13.3 Cloud Lifecycle Manager Maintenance Update Procedure #
Procedure 13.2: Preparing for Update #
Ensure that the update repositories have been properly set up on all nodes. The easiest way to provide the required repositories on the Cloud Lifecycle Manager Server is to set up an SMT server as described in Book “Installing with Cloud Lifecycle Manager”, Chapter 4 “Installing and Setting Up an SMT Server on the Cloud Lifecycle Manager server (Optional)”. Alternatives to setting up an SMT server are described in Book “Installing with Cloud Lifecycle Manager”, Chapter 5 “Software Repository Setup”.
Read the Release Notes for the security and maintenance updates that will be installed.
Have a backup strategy in place. For further information, see Chapter 14, Backup and Restore.
Ensure that you have a known starting state by resolving any unexpected alarms.
Determine if you need to reboot your cloud after updating the software. Rebooting is highly recommended to ensure that all affected services are restarted. Reboot may be required after installing Linux kernel updates, but it can be skipped if the impact on running services is non-existent or well understood.
Review steps in Section 13.1.4.1, “Adding a Neutron Network Node” and Section 13.1.1.2, “Rolling Reboot of the Cloud” to minimize the impact on existing workloads. These steps are critical when the Neutron services are not provided via external SDN controllers.
Before the update, prepare your working loads by consolidating all of your instances to one or more Compute Nodes. After the update is complete on the 324 evacuated Compute Nodes, reboot them and move the images from the remaining Compute Nodes to the newly booted ones. Then, update the remaining Compute Nodes.

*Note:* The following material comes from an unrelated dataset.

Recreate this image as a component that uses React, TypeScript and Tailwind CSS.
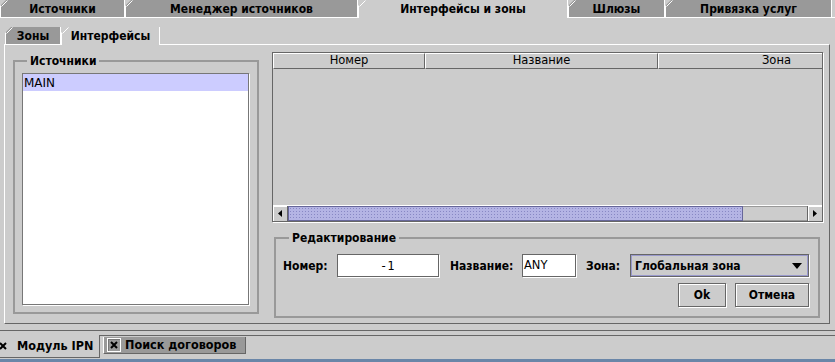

13.3.1 Performing the Update #
Before you proceed, get the status of all your services:
ardana >
cd ~/scratch/ansible/next/ardana/ansibleardana >
ansible-playbook -i hosts/verb_hosts ardana-status.yml
If status check returns an error for a specific service, run the
SERVICE-reconfigure.yml
playbook. Then run the
SERVICE-status.yml
playbook to check that the issue has been resolved.

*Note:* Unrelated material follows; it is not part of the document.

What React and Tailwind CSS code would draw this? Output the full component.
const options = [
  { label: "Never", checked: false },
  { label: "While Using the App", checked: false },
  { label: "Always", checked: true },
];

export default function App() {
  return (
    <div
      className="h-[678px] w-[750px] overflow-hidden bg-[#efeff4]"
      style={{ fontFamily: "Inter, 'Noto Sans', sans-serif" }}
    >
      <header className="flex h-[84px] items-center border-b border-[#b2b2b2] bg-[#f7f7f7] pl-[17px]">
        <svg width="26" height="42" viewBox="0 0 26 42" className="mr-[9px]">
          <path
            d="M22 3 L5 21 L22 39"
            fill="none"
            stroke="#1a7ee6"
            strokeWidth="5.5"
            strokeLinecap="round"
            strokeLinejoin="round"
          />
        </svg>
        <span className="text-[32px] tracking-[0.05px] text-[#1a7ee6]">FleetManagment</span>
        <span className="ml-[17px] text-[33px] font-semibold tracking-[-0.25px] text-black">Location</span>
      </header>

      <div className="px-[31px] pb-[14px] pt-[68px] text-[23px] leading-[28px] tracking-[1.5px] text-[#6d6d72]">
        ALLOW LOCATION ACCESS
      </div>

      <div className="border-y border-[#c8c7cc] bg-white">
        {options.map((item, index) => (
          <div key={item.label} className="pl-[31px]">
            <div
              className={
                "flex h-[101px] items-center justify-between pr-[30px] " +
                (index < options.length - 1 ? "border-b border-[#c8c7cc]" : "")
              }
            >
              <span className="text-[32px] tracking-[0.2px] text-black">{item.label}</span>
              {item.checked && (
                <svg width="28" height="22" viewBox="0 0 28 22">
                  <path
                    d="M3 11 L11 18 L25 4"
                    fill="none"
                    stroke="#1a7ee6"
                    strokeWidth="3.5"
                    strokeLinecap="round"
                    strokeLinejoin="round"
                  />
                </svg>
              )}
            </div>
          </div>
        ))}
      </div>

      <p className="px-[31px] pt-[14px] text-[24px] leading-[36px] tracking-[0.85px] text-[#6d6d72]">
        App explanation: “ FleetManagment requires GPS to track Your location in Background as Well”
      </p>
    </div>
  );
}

Update and reboot all nodes in the cloud one by one. Start with the deployer node, then follow the order recommended in Section 13.1.1.2, “Rolling Reboot of the Cloud”.
Note
The described workflow also covers cases in which the deployer node is also provisioned as an active cloud node.

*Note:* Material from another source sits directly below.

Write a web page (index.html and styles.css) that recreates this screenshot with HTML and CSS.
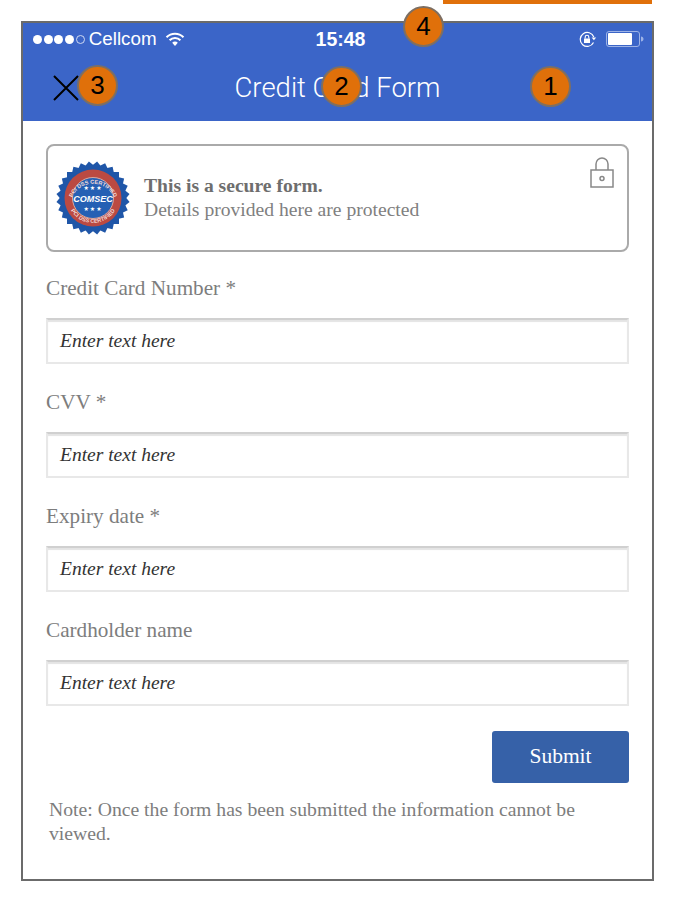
FILE: index.html
```html
<!DOCTYPE html>
<html>
<head lang="en">
    <meta charset="UTF-8">
    <title>Credit Card Form</title>
    <link rel="stylesheet" href="styles.css">
</head>
<body>
<div class="top-bar"></div>
<div class="frame">
    <div class="header">
        <div class="status">
            <div class="status-left">
                <span class="dots"><i></i><i></i><i></i><i></i><i class="off"></i></span>
                <span class="carrier">Cellcom</span>
                <svg class="wifi" width="20" height="15" viewBox="0 0 20 15">
                    <path d="M1.5 5.2a12 12 0 0 1 17 0" fill="none" stroke="#fff" stroke-width="2"/>
                    <path d="M4.6 8.2a7.6 7.6 0 0 1 10.8 0" fill="none" stroke="#fff" stroke-width="2"/>
                    <path d="M7.2 10.8a3.8 3.8 0 0 1 5.6 0L10 14z" fill="#fff"/>
                </svg>
            </div>
            <div class="time">15:48</div>
            <div class="status-right">
                <svg class="rotate" width="18" height="17" viewBox="0 0 18 17">
                    <path d="M14.5 11.5A7 7 0 1 1 14.8 6" fill="none" stroke="#fff" stroke-width="1.2"/>
                    <path d="M12.6 6.4h4.6L14.9 9.2z" fill="#fff"/>
                    <rect x="5" y="7.5" width="6" height="4.5" fill="#fff"/>
                    <path d="M6.2 7.5V6a1.8 1.8 0 0 1 3.6 0v1.5" fill="none" stroke="#fff" stroke-width="1.1"/>
                </svg>
                <svg class="battery" width="38" height="16" viewBox="0 0 38 16">
                    <rect x="0.5" y="0.5" width="33" height="15" rx="2.5" fill="none" stroke="#9db3e6"/>
                    <rect x="2" y="2" width="24" height="12" rx="1" fill="#fff"/>
                    <path d="M35 5.5c1.5 0 2.5 1 2.5 2.5s-1 2.500-2.500 2.500z" fill="#9db3e6"/>
                </svg>
            </div>
        </div>
        <div class="nav">
            <svg class="close" width="26" height="26" viewBox="0 0 26 26">
                <path d="M1 1l24 24M25 1L1 25" stroke="#000" stroke-width="2" fill="none"/>
            </svg>
            <div class="title">Credit Card Form</div>
            <div></div>
        </div>
    </div>

    <div class="content">
        <div class="secure">
            <svg class="seal" width="74" height="74" viewBox="-37 -37 74 74">
                <defs>
                    <rect id="sq" x="-26" y="-26" width="52" height="52" fill="#1f56a8"/>
                    <path id="arcTop" d="M-22.500 4A23 23 0 0 1 22.500 4"/>
                    <path id="arcBottom" d="M-25.500 4A26 26 0 0 0 25.500 4"/>
                </defs>
                <use href="#sq"/>
                <use href="#sq" transform="rotate(12.857)"/>
                <use href="#sq" transform="rotate(25.714)"/>
                <use href="#sq" transform="rotate(38.571)"/>
                <use href="#sq" transform="rotate(51.429)"/>
                <use href="#sq" transform="rotate(64.286)"/>
                <use href="#sq" transform="rotate(77.143)"/>
                <circle r="28.500" fill="#bb4a42"/>
                <circle r="20.500" fill="#2560b4" stroke="#d9a9a0" stroke-width="1"/>
                <text class="seal-ring"><textPath href="#arcTop" startOffset="50%" text-anchor="middle">PCI DSS CERTIFIED</textPath></text>
                <text class="seal-ring"><textPath href="#arcBottom" startOffset="50%" text-anchor="middle">PCI DSS CERTIFIED</textPath></text>
                <text class="seal-stars" y="-8" text-anchor="middle">★★★</text>
                <text class="seal-name" y="3.500" text-anchor="middle">COMSEC</text>
                <text class="seal-stars" y="13" text-anchor="middle">★★★</text>
            </svg>
            <div class="secure-text">
                <b>This is a secure form.</b>
                <span>Details provided here are protected</span>
            </div>
            <svg class="lock" width="24" height="31" viewBox="0 0 24 31">
                <rect x="1" y="13" width="22" height="17" fill="none" stroke="#888" stroke-width="1.5"/>
                <path d="M6 13V7a6 6 0 0 1 12 0v6" fill="none" stroke="#888" stroke-width="1.5"/>
                <circle cx="12" cy="21.500" r="2" fill="none" stroke="#888" stroke-width="1.500"/>
            </svg>
        </div>

        <div class="field">
            <label>Credit Card Number *</label>
            <div class="input">Enter text here</div>
        </div>
        <div class="field">
            <label>CVV *</label>
            <div class="input">Enter text here</div>
        </div>
        <div class="field">
            <label>Expiry date *</label>
            <div class="input">Enter text here</div>
        </div>
        <div class="field">
            <label>Cardholder name</label>
            <div class="input">Enter text here</div>
        </div>

        <div class="actions">
            <a class="submit" href="javascript:void(0)">Submit</a>
        </div>
        <p class="note">Note: Once the form has been submitted the information cannot be viewed.</p>
    </div>

    <span class="badge badge1">1</span>
    <span class="badge badge2">2</span>
    <span class="badge badge3">3</span>
    <span class="badge badge4">4</span>
</div>
</body>
</html>
```

FILE: styles.css
```css
*{
    margin: 0;
    padding: 0;
    box-sizing: border-box;
}
body{
    background: #fff;
    font-family: "Liberation Serif", serif;
}
a{
    text-decoration: none;
}
.top-bar{
    width: 209px;
    height: 4px;
    margin-left: 443px;
    background: #e0700a;
}
.frame{
    position: relative;
    width: 633px;
    height: 860px;
    margin: 17px 0 0 21px;
    border: 2px solid #6b6b6b;
}
.header{
    height: 98px;
    background: #3b65c8;
    color: #fff;
}
.status{
    display: grid;
    grid-template-columns: 1fr auto 1fr;
    align-items: center;
    height: 32px;
    padding: 0 8px 0 10px;
    font-family: "Liberation Sans", sans-serif;
    font-size: 18.8px;
}
.status-left{
    display: flex;
    align-items: center;
}
.dots{
    display: flex;
    gap: 1.7px;
    margin-right: 4px;
}
.dots i{
    width: 9px;
    height: 9px;
    border-radius: 50%;
    background: #fff;
}
.dots .off{
    background: none;
    border: 1px solid #cfd9f2;
}
.wifi{
    margin-left: 8px;
}
.time{
    font-weight: bold;
    font-size: 19.5px;
    padding-left: 4px;
}
.status-right{
    display: flex;
    align-items: center;
    justify-content: flex-end;
    gap: 9px;
}
.nav{
    display: grid;
    grid-template-columns: 1fr auto 1fr;
    align-items: center;
    height: 66px;
    padding-bottom: 1px;
}
.close{
    margin-left: 30px;
}
.title{
    font-family: Roboto, sans-serif;
    font-weight: 300;
    font-size: 27.5px;
}
.content{
    padding: 23px 23px 0;
}
.secure{
    position: relative;
    display: flex;
    align-items: center;
    height: 108px;
    padding-left: 8px;
    border: 2px solid #aaa;
    border-radius: 8px;
    color: #808080;
}
.secure-text{
    display: flex;
    flex-direction: column;
    margin-left: 14px;
    font-size: 19.6px;
    line-height: 24px;
}
.secure-text b{
    color: #6e6e6e;
}
.lock{
    position: absolute;
    right: 13px;
    top: 11px;
}
.seal-ring{
    font-family: "Liberation Sans", sans-serif;
    font-weight: bold;
    font-size: 5.500px;
    fill: #f3dcd8;
}
.seal-name{
    font-family: "Liberation Sans", sans-serif;
    font-weight: bold;
    font-style: italic;
    font-size: 9px;
    fill: #fff;
}
.seal-stars{
    font-family: "DejaVu Sans", sans-serif;
    font-size: 6px;
    letter-spacing: 1px;
    fill: #fff;
}
.field{
    height: 114px;
    padding-top: 23px;
}
.field label{
    display: block;
    height: 43px;
    font-size: 21.2px;
    line-height: 27px;
    color: #7d7d7d;
}
.input{
    height: 46px;
    padding-left: 12px;
    border: 2px solid #e8e8e8;
    border-top-color: #d0d0d0;
    box-shadow: inset 0 2px 1px #e4e4e4;
    font-style: italic;
    font-size: 19.5px;
    line-height: 42px;
    color: #333;
}
.actions{
    display: flex;
    justify-content: flex-end;
    margin-top: 23px;
}
.submit{
    display: block;
    width: 137px;
    height: 52px;
    border-radius: 3px;
    background: #3661a8;
    color: #fff;
    font-size: 21.5px;
    line-height: 50px;
    text-align: center;
}
.note{
    margin-top: 14px;
    padding: 0 3px;
    font-size: 19.7px;
    line-height: 24px;
    color: #7d7d7d;
}
.badge{
    position: absolute;
    width: 41px;
    height: 41px;
    border: 2px solid #7d6f63;
    border-radius: 50%;
    background: #e0700a;
    color: #000;
    font-family: "Liberation Sans", sans-serif;
    font-size: 26px;
    line-height: 37px;
    text-align: center;
}
.badge1{
    left: 507px;
    top: 43px;
}
.badge2{
    left: 298px;
    top: 43px;
}
.badge3{
    left: 54px;
    top: 42px;
}
.badge4{
    left: 380px;
    top: -17px;
}
```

To minimize the impact on the existing workloads, the node should first be prepared for an update and a subsequent reboot by following the steps leading up to stopping services listed in Section 13.1.1.2, “Rolling Reboot of the Cloud”, such as migrating singleton agents on Control Nodes and evacuating Compute Nodes. Do not stop services running on the node, as they need to be running during the update.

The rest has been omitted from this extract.